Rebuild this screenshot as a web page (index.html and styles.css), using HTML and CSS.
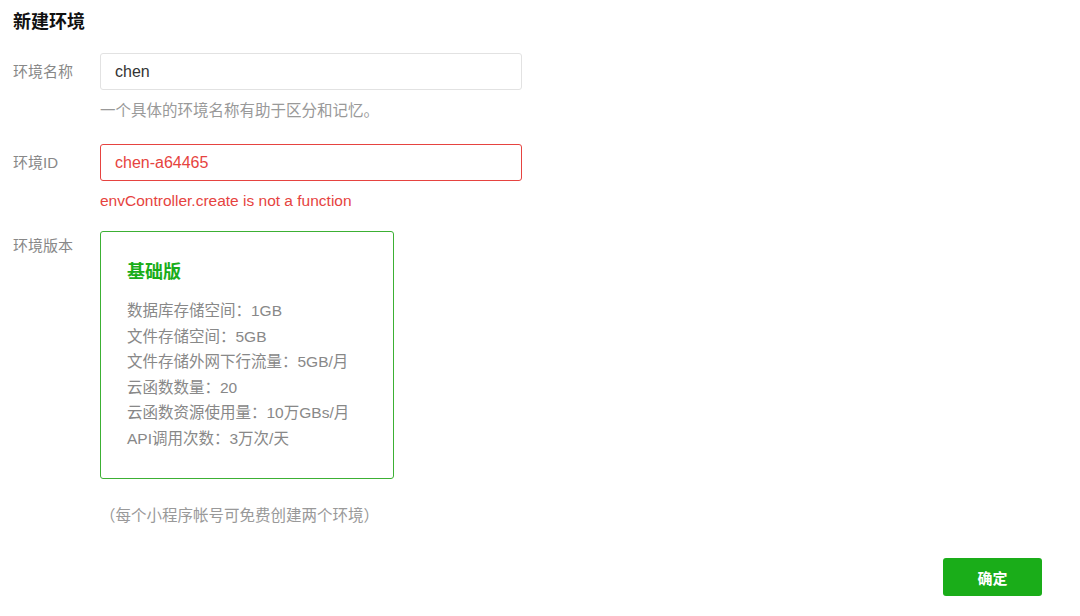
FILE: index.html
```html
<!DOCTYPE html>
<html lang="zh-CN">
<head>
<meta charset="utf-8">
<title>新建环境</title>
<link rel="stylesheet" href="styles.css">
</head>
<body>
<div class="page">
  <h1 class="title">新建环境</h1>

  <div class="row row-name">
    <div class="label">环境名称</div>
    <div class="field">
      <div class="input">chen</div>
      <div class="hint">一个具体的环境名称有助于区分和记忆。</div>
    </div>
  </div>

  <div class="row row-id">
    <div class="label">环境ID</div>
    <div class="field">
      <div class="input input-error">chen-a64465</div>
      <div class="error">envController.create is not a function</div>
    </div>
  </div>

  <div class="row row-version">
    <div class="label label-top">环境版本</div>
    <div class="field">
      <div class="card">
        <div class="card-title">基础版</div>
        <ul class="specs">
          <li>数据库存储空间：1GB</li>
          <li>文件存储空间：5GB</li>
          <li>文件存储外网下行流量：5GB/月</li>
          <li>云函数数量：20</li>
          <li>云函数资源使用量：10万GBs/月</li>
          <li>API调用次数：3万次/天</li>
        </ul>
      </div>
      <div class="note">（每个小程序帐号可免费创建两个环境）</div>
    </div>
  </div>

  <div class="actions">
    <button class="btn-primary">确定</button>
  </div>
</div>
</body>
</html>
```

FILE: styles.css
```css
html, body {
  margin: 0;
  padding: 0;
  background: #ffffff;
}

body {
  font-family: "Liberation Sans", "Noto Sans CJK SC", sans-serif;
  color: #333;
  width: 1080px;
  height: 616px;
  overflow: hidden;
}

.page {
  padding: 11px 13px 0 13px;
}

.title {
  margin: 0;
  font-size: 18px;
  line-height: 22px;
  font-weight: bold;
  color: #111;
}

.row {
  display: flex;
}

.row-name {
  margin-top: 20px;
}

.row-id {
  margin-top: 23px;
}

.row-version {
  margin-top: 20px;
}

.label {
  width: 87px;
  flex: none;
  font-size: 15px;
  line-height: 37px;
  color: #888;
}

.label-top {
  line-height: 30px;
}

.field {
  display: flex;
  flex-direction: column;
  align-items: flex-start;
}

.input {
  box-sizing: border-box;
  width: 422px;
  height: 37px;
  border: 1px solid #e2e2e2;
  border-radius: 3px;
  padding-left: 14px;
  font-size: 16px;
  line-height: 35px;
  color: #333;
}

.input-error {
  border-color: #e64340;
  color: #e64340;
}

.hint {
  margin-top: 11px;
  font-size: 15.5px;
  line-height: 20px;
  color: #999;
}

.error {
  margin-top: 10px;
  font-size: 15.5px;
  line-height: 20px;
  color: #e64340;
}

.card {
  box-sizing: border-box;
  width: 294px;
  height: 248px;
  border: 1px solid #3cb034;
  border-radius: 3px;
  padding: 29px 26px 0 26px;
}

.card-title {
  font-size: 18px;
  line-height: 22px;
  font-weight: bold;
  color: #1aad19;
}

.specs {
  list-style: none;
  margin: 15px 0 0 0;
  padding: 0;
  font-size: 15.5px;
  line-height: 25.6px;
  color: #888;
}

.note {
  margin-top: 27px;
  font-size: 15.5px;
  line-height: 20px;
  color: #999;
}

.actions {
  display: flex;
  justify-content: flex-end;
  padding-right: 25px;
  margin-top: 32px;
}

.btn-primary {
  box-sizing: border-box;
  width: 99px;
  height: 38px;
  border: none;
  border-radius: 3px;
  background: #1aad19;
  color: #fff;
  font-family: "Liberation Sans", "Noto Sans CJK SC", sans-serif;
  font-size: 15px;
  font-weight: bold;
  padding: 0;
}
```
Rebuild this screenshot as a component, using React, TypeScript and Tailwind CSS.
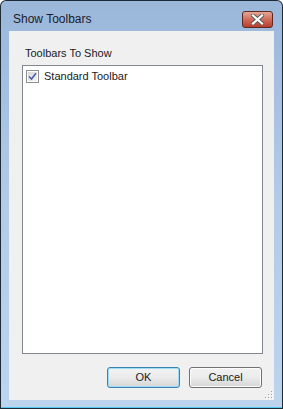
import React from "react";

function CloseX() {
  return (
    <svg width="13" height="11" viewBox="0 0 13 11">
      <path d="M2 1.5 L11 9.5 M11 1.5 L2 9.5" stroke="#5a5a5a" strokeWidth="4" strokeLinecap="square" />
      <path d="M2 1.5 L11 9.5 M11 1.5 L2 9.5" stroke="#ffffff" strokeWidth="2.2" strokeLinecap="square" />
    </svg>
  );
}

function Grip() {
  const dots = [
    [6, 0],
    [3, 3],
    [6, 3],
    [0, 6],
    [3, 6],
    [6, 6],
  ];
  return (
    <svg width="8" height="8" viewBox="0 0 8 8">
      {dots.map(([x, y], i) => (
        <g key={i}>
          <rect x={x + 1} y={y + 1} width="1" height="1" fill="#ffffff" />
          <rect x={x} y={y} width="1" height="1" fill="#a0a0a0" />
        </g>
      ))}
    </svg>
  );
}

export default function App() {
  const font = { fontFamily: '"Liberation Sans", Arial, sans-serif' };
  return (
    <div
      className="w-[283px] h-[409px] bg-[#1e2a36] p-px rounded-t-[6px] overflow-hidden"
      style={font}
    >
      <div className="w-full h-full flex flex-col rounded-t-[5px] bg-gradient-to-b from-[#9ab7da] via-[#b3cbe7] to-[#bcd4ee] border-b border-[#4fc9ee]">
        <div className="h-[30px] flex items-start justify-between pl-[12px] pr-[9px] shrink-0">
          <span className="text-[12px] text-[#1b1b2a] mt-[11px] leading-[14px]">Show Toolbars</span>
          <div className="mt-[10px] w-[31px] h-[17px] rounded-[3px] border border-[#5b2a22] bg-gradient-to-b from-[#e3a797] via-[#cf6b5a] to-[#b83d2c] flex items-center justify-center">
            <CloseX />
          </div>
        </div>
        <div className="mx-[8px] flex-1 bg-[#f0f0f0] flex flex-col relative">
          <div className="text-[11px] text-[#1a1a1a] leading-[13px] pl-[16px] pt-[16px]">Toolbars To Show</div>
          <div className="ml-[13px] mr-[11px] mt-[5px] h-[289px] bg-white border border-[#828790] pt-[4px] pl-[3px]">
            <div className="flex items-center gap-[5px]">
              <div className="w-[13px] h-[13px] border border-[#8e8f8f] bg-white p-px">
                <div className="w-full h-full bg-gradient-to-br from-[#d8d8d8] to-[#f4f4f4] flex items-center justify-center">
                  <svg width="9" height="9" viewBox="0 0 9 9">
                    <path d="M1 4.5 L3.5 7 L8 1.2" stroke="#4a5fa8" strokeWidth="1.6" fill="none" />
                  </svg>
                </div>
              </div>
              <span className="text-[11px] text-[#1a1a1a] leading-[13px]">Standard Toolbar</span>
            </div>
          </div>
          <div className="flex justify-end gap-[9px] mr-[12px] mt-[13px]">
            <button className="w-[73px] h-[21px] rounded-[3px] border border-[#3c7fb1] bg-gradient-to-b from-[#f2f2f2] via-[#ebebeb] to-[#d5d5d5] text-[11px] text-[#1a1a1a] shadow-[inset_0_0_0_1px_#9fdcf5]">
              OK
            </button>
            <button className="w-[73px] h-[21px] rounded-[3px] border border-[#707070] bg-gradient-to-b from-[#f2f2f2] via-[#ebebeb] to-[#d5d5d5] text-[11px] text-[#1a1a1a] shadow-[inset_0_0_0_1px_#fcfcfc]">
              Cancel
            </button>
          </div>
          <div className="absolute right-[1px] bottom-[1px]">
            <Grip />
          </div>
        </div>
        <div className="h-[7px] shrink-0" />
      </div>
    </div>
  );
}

^^^^^^^^

■ To be done
Reproduce every entry word for word, but skip any pictures.

■ Result of this task
Rebuild this screenshot as a web page (index.html and styles.css), using HTML and CSS.
FILE: index.html
```html
<!DOCTYPE html>
<html lang="zh-CN">
<head>
<meta charset="utf-8">
<title>新建环境</title>
<link rel="stylesheet" href="styles.css">
</head>
<body>
<div class="page">
  <h1 class="title">新建环境</h1>

  <div class="row row-name">
    <div class="label">环境名称</div>
    <div class="field">
      <div class="input">chen</div>
      <div class="hint">一个具体的环境名称有助于区分和记忆。</div>
    </div>
  </div>

  <div class="row row-id">
    <div class="label">环境ID</div>
    <div class="field">
      <div class="input input-error">chen-a64465</div>
      <div class="error">envController.create is not a function</div>
    </div>
  </div>

  <div class="row row-version">
    <div class="label label-top">环境版本</div>
    <div class="field">
      <div class="card">
        <div class="card-title">基础版</div>
        <ul class="specs">
          <li>数据库存储空间：1GB</li>
          <li>文件存储空间：5GB</li>
          <li>文件存储外网下行流量：5GB/月</li>
          <li>云函数数量：20</li>
          <li>云函数资源使用量：10万GBs/月</li>
          <li>API调用次数：3万次/天</li>
        </ul>
      </div>
      <div class="note">（每个小程序帐号可免费创建两个环境）</div>
    </div>
  </div>

  <div class="actions">
    <button class="btn-primary">确定</button>
  </div>
</div>
</body>
</html>
```

FILE: styles.css
```css
html, body {
  margin: 0;
  padding: 0;
  background: #ffffff;
}

body {
  font-family: "Liberation Sans", "Noto Sans CJK SC", sans-serif;
  color: #333;
  width: 1080px;
  height: 616px;
  overflow: hidden;
}

.page {
  padding: 11px 13px 0 13px;
}

.title {
  margin: 0;
  font-size: 18px;
  line-height: 22px;
  font-weight: bold;
  color: #111;
}

.row {
  display: flex;
}

.row-name {
  margin-top: 20px;
}

.row-id {
  margin-top: 23px;
}

.row-version {
  margin-top: 20px;
}

.label {
  width: 87px;
  flex: none;
  font-size: 15px;
  line-height: 37px;
  color: #888;
}

.label-top {
  line-height: 30px;
}

.field {
  display: flex;
  flex-direction: column;
  align-items: flex-start;
}

.input {
  box-sizing: border-box;
  width: 422px;
  height: 37px;
  border: 1px solid #e2e2e2;
  border-radius: 3px;
  padding-left: 14px;
  font-size: 16px;
  line-height: 35px;
  color: #333;
}

.input-error {
  border-color: #e64340;
  color: #e64340;
}

.hint {
  margin-top: 11px;
  font-size: 15.5px;
  line-height: 20px;
  color: #999;
}

.error {
  margin-top: 10px;
  font-size: 15.5px;
  line-height: 20px;
  color: #e64340;
}

.card {
  box-sizing: border-box;
  width: 294px;
  height: 248px;
  border: 1px solid #3cb034;
  border-radius: 3px;
  padding: 29px 26px 0 26px;
}

.card-title {
  font-size: 18px;
  line-height: 22px;
  font-weight: bold;
  color: #1aad19;
}

.specs {
  list-style: none;
  margin: 15px 0 0 0;
  padding: 0;
  font-size: 15.5px;
  line-height: 25.6px;
  color: #888;
}

.note {
  margin-top: 27px;
  font-size: 15.5px;
  line-height: 20px;
  color: #999;
}

.actions {
  display: flex;
  justify-content: flex-end;
  padding-right: 25px;
  margin-top: 32px;
}

.btn-primary {
  box-sizing: border-box;
  width: 99px;
  height: 38px;
  border: none;
  border-radius: 3px;
  background: #1aad19;
  color: #fff;
  font-family: "Liberation Sans", "Noto Sans CJK SC", sans-serif;
  font-size: 15px;
  font-weight: bold;
  padding: 0;
}
```
Rebuild this screenshot as a component, using React, TypeScript and Tailwind CSS.
import React from "react";

function CloseX() {
  return (
    <svg width="13" height="11" viewBox="0 0 13 11">
      <path d="M2 1.5 L11 9.5 M11 1.5 L2 9.5" stroke="#5a5a5a" strokeWidth="4" strokeLinecap="square" />
      <path d="M2 1.5 L11 9.5 M11 1.5 L2 9.5" stroke="#ffffff" strokeWidth="2.2" strokeLinecap="square" />
    </svg>
  );
}

function Grip() {
  const dots = [
    [6, 0],
    [3, 3],
    [6, 3],
    [0, 6],
    [3, 6],
    [6, 6],
  ];
  return (
    <svg width="8" height="8" viewBox="0 0 8 8">
      {dots.map(([x, y], i) => (
        <g key={i}>
          <rect x={x + 1} y={y + 1} width="1" height="1" fill="#ffffff" />
          <rect x={x} y={y} width="1" height="1" fill="#a0a0a0" />
        </g>
      ))}
    </svg>
  );
}

export default function App() {
  const font = { fontFamily: '"Liberation Sans", Arial, sans-serif' };
  return (
    <div
      className="w-[283px] h-[409px] bg-[#1e2a36] p-px rounded-t-[6px] overflow-hidden"
      style={font}
    >
      <div className="w-full h-full flex flex-col rounded-t-[5px] bg-gradient-to-b from-[#9ab7da] via-[#b3cbe7] to-[#bcd4ee] border-b border-[#4fc9ee]">
        <div className="h-[30px] flex items-start justify-between pl-[12px] pr-[9px] shrink-0">
          <span className="text-[12px] text-[#1b1b2a] mt-[11px] leading-[14px]">Show Toolbars</span>
          <div className="mt-[10px] w-[31px] h-[17px] rounded-[3px] border border-[#5b2a22] bg-gradient-to-b from-[#e3a797] via-[#cf6b5a] to-[#b83d2c] flex items-center justify-center">
            <CloseX />
          </div>
        </div>
        <div className="mx-[8px] flex-1 bg-[#f0f0f0] flex flex-col relative">
          <div className="text-[11px] text-[#1a1a1a] leading-[13px] pl-[16px] pt-[16px]">Toolbars To Show</div>
          <div className="ml-[13px] mr-[11px] mt-[5px] h-[289px] bg-white border border-[#828790] pt-[4px] pl-[3px]">
            <div className="flex items-center gap-[5px]">
              <div className="w-[13px] h-[13px] border border-[#8e8f8f] bg-white p-px">
                <div className="w-full h-full bg-gradient-to-br from-[#d8d8d8] to-[#f4f4f4] flex items-center justify-center">
                  <svg width="9" height="9" viewBox="0 0 9 9">
                    <path d="M1 4.5 L3.5 7 L8 1.2" stroke="#4a5fa8" strokeWidth="1.6" fill="none" />
                  </svg>
                </div>
              </div>
              <span className="text-[11px] text-[#1a1a1a] leading-[13px]">Standard Toolbar</span>
            </div>
          </div>
          <div className="flex justify-end gap-[9px] mr-[12px] mt-[13px]">
            <button className="w-[73px] h-[21px] rounded-[3px] border border-[#3c7fb1] bg-gradient-to-b from-[#f2f2f2] via-[#ebebeb] to-[#d5d5d5] text-[11px] text-[#1a1a1a] shadow-[inset_0_0_0_1px_#9fdcf5]">
              OK
            </button>
            <button className="w-[73px] h-[21px] rounded-[3px] border border-[#707070] bg-gradient-to-b from-[#f2f2f2] via-[#ebebeb] to-[#d5d5d5] text-[11px] text-[#1a1a1a] shadow-[inset_0_0_0_1px_#fcfcfc]">
              Cancel
            </button>
          </div>
          <div className="absolute right-[1px] bottom-[1px]">
            <Grip />
          </div>
        </div>
        <div className="h-[7px] shrink-0" />
      </div>
    </div>
  );
}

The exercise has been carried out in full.